2.3 Automatic bodily emotion detection based in machine learning
The first research in automated emotional bodily recognition was reported in [38], this work focused on posture analysis through Tekscan’s Body Pressure Measurement System (BPMS). The system works in a learning environment sensing the temporal transitions of posture of children. A neural network provided real-time classification of nine static postures with an overall accuracy of 87.6 percent. Machine learning algorithms were used in order to detect boredom, engagement/flow, confusion, frustration, and delight, by kinetics of movements of students during a learning task [39]. Two sets of features were selected from the pressure maps that were automatically computed with the BPMS. The emotion detection showed accuracy in emotions like boredom, confusion, delight, flow, and frustration from neutral with 73, 72, 70, 83, and 74 percent, respectively. In [40], [41]
it was held a real-time analysis of expressive gesture in
full-body human movement based on computer vision algorithms, were the quantity of motion and contraction index of the upper body as well as velocity, acceleration and fluidity of limbs and head were measured. The Bayesian Network-based classifier achieves a correct recognition rate of 61% from four emotions; anger, joy, pleasure and sadness. The affective states using information of facial expressions and upper-body gestures were decrypted in [42]. Expressions like anger, anxiety, disgust, happiness and uncertainty are recognized by a performance of 90% by using body expressions only and with a Bayes network. The kinetics of four emotional states was recorded using a 3D motion capture system and with these data, several classifiers were tested and trained.

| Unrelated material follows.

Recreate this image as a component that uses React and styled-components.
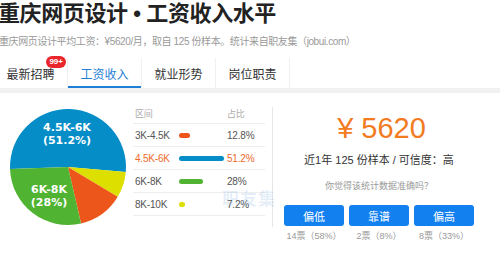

Neural networks and support vector machines were able to achieve a correct recognition rate of 84%, [43]. Similar experiments in [44], were developed using the data from records of a standard DV camera. The expressive motions were distinguishable by a Bayesian Network-based classifier at a rate of 90%. The streams of 3D measurements were the input data to binary SVM classifiers, [45]; the experiments covered the multi-class classification of six emotions based on a combination of classifiers that used gesture segmentation by kinetic energy. The reason to use SVM classifiers was that the descriptors were easily separable. A pattern recognition problem was held in [46], the classification used suitable features from gestures provided by Kinect sensor. The joints from the upper body were coded using the angles and positions. The features spaces obtained are classified using a number of different classifiers. The average classification obtained for binary decision tree, ensemble tree, k-NN, SVM with radial basis function kernel and neural network classifier with back-propagation learning were 76.63%, 90.83%, 86.77%, 87.74% and 89.26%
respectively. Emotions like disgust, fear, happiness, surprise, sadness and anger, anxiety, boredom, puzzlement and uncertainty were decrypted from FABO database [47], the problem of multi-class classification was solved using a SVM with a RBF kernel as multi-class classifier. The average accuracy raised by the three-fold cross validation was 83.1%. In [48], a Random Forests classifier faced the problem of multivariable time series classification of extracted features from psychological experiments [25].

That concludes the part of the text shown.